Türkiye’de her geçen gün kadın cinayetleri artıyor. Ancak mesele sadece cinayetlerle sınırlı değil taciz, istismar ve şiddet de aynı hızla yaygınlaşıyor. Bu durum hem kişisel hayatları hem de toplumsal yapıyı ciddi şekilde tehdit ediyor…
Aslında yaşanan bu kadar kadın cinayetleri, sadece medyada bir haber olmanın ötesinde, bir toplumun ruh halini, değerlerini ve insan ilişkilerini sorgulamamıza neden olan ciddi bir problem olarak görmek gerekiyor.
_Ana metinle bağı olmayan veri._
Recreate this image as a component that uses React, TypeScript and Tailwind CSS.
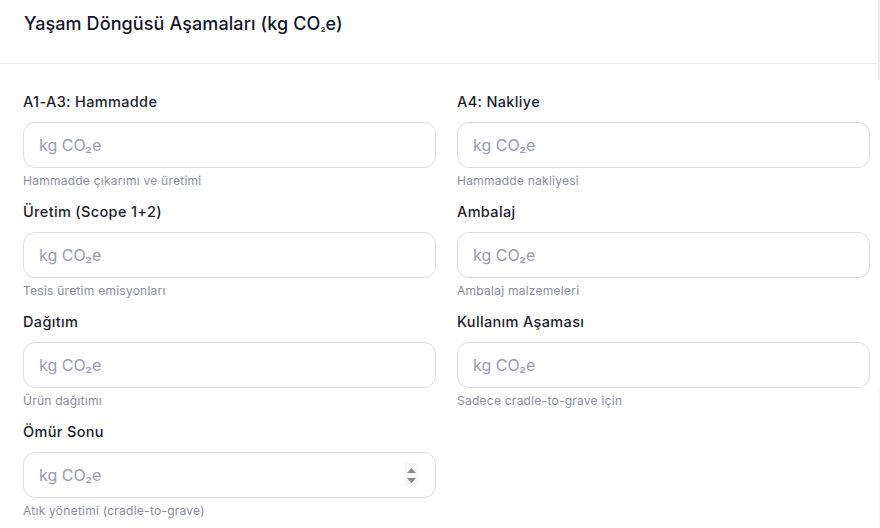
import React from "react";

const fields = [
  { label: "A1-A3: Hammadde", help: "Hammadde çıkarımı ve üretimi" },
  { label: "A4: Nakliye", help: "Hammadde nakliyesi" },
  { label: "Üretim (Scope 1+2)", help: "Tesis üretim emisyonları" },
  { label: "Ambalaj", help: "Ambalaj malzemeleri" },
  { label: "Dağıtım", help: "Ürün dağıtımı" },
  { label: "Kullanım Aşaması", help: "Sadece cradle-to-grave için" },
  { label: "Ömür Sonu", help: "Atık yönetimi (cradle-to-grave)", spinner: true },
];

export default function App() {
  return (
    <div
      className="flex w-[880px] h-[528px] overflow-hidden bg-white"
      style={{ fontFamily: "Inter, 'Noto Sans', sans-serif" }}
    >
      <div className="w-[878px] shrink-0 flex flex-col">
        <div className="h-[64px] border-b border-[#ececf0] pl-6 pt-[10px]">
          <h2 className="text-[18px] leading-[28px] font-medium text-[#15162b] tracking-[0.1px]">
            Yaşam Döngüsü Aşamaları (kg CO<span className="text-[11px]">₂</span>e)
          </h2>
        </div>
        <div className="pl-[23px] pt-[28px]">
          <div className="grid grid-cols-[413px_413px] gap-x-[21px] gap-y-[13px]">
            {fields.map((f) => (
              <div key={f.label} className="flex flex-col">
                <label className="text-[14.5px] leading-[20px] font-medium text-[#1c1d2e] tracking-[0.35px] mb-[10px]">
                  {f.label}
                </label>
                <div className="relative">
                  <input
                    placeholder="kg CO₂e"
                    className="w-full h-[46px] rounded-[12px] border border-[#dcdce6] bg-white px-[15px] text-[16px] text-[#1c1d2e] placeholder:text-[#9a9bb0] outline-none"
                  />
                  {f.spinner && (
                    <div className="absolute right-[18px] top-[11px] w-[13px] h-[24px] bg-[#f7f7f7] flex flex-col items-center justify-center gap-[5px]">
                      <svg width="9" height="5" viewBox="0 0 9 5">
                        <path d="M0 5 L4.5 0 L9 5 Z" fill="#8a8a8a" />
                      </svg>
                      <svg width="9" height="5" viewBox="0 0 9 5">
                        <path d="M0 0 L4.5 5 L9 0 Z" fill="#8a8a8a" />
                      </svg>
                    </div>
                  )}
                </div>
                <p className="mt-[5px] text-[12px] leading-[16px] text-[#8b8ca0] tracking-[0.25px]">{f.help}</p>
              </div>
            ))}
          </div>
        </div>
      </div>
      <div className="w-[2px] flex flex-col">
        <div className="h-[80px] bg-[#eeeeee]" />
        <div className="flex-1" />
        <div className="h-[140px] bg-[#f8f8f8]" />
      </div>
    </div>
  );
}
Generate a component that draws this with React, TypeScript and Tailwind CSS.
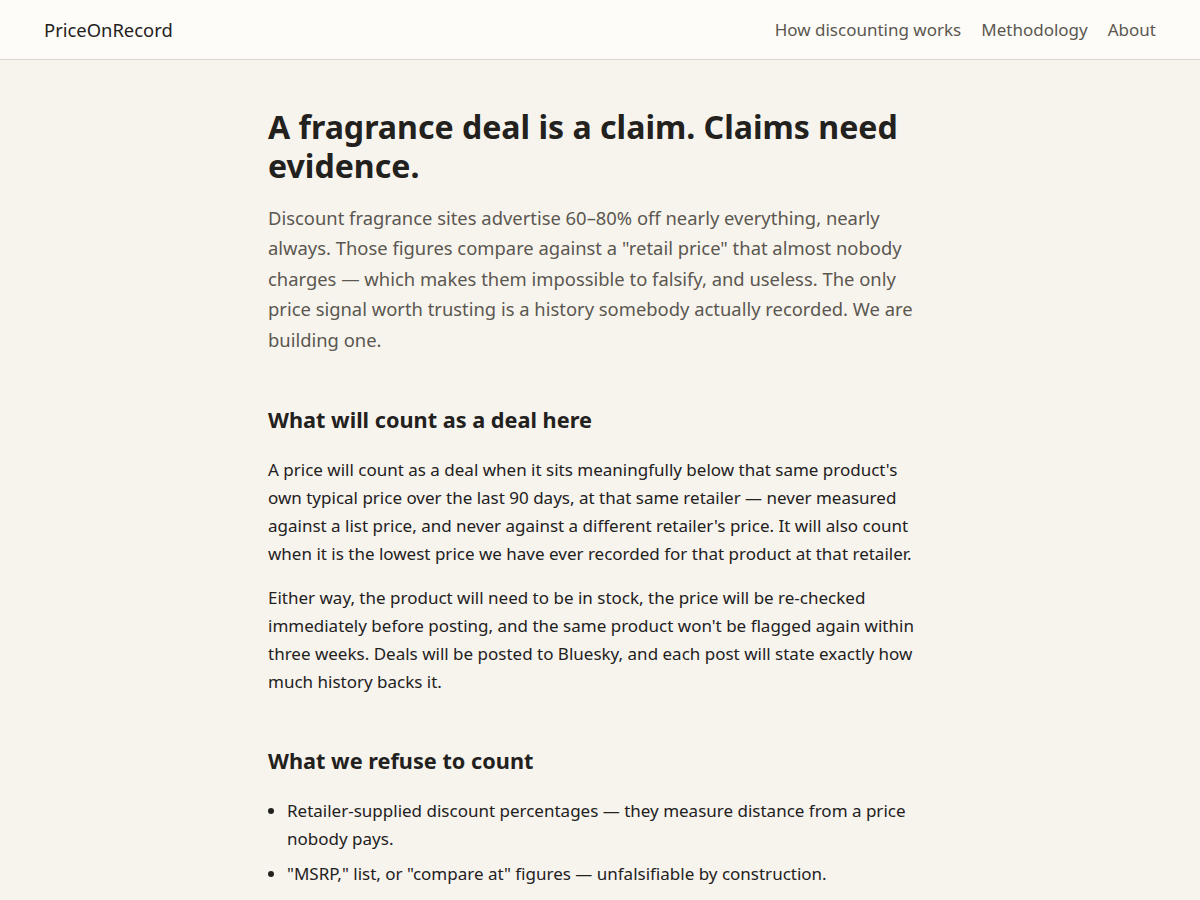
import React from "react";

export default function App() {
  return (
    <div className="min-h-screen bg-[#f7f4ee] text-[#23211d]" style={{ fontFamily: '"Noto Sans", "Open Sans", sans-serif' }}>
      <header className="h-[60px] bg-[#fdfcf8] border-b border-[#d9d5cd] flex items-center justify-between px-[44px]">
        <div className="text-[18.4px] text-[#23211d]">PriceOnRecord</div>
        <nav className="flex gap-[20px] text-[17px] text-[#5b5750]">
          <a>How discounting works</a>
          <a>Methodology</a>
          <a>About</a>
        </nav>
      </header>
      <main className="w-[664px] mx-auto pt-[47px] pb-16">
        <h1 className="text-[32.1px] font-bold leading-[39px] text-[#23211d]">
          A fragrance deal is a claim. Claims need evidence.
        </h1>
        <p className="mt-[18px] text-[18.4px] leading-[30.4px] text-[#5b5750]">
          Discount fragrance sites advertise 60–80% off nearly everything, nearly always. Those figures compare against a "retail price" that almost nobody charges — which makes them impossible to falsify, and useless. The only price signal worth trusting is a history somebody actually recorded. We are building one.
        </p>
        <h2 className="mt-[50px] text-[21.7px] font-bold leading-[29px]">What will count as a deal here</h2>
        <p className="mt-[22px] text-[17px] leading-[28px]">
          A price will count as a deal when it sits meaningfully below that same product's own typical price over the last 90 days, at that same retailer — never measured against a list price, and never against a different retailer's price. It will also count when it is the lowest price we have ever recorded for that product at that retailer.
        </p>
        <p className="mt-[16px] text-[17px] leading-[28px]">
          Either way, the product will need to be in stock, the price will be re-checked immediately before posting, and the same product won't be flagged again within three weeks. Deals will be posted to Bluesky, and each post will state exactly how much history backs it.
        </p>
        <h2 className="mt-[50px] text-[21.7px] font-bold leading-[29px]">What we refuse to count</h2>
        <ul className="mt-[22px] list-disc pl-[19px] text-[17px] leading-[28px] flex flex-col gap-[7px]">
          <li>Retailer-supplied discount percentages — they measure distance from a price nobody pays.</li>
          <li>"MSRP," list, or "compare at" figures — unfalsifiable by construction.</li>
        </ul>
      </main>
    </div>
  );
}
Toplumsal seferberlik şart!
Türkiye’de yaşananlar sadece onların hayatlarını değil, birçok kadının yaşamını tehdit eden bir durumun yansıması. Her kayıptan sonra, sosyal medya üzerinden yapılan tepkiler, kadın cinayetlerine karşı bir tepki gösterilmesi açısından önemli olsa da, bu tepkilerin kalıcı çözümler üretmemesi büyük bir hayal kırıklığı yaratıyor.
Kadınların sesinin yükselmesi, bu konudaki duyarsızlığın sona ermesi için kritik bir adım olmalı. Ancak bu, sadece bireysel çabalarla değil, toplumsal bir seferberlikle mümkün…
Yaşanmış olanlar asla unutulmamalı…
Bugünlerde sıkça duyduğumuz "Normalleşmek" kelimesi, bu tür suçlar için asla kabul edilemez. Toplum, bu tür suçların işlenmesini kabullenmeyecek kadar ileri görüşlü olmalı. Ancak, sosyal medyada bu cinayetler üzerine yapılan tartışmaların zamanla sıradanlaşması, bir tür normalleşme hissi yaratıyor. Bu durum aldığımız her nefes için ciddi bir tehdit.
Çünkü yaşananlar normalleşmemeli; yaşananlar yaşanmamalı, yaşanmış olanlar da asla unutulmamalı.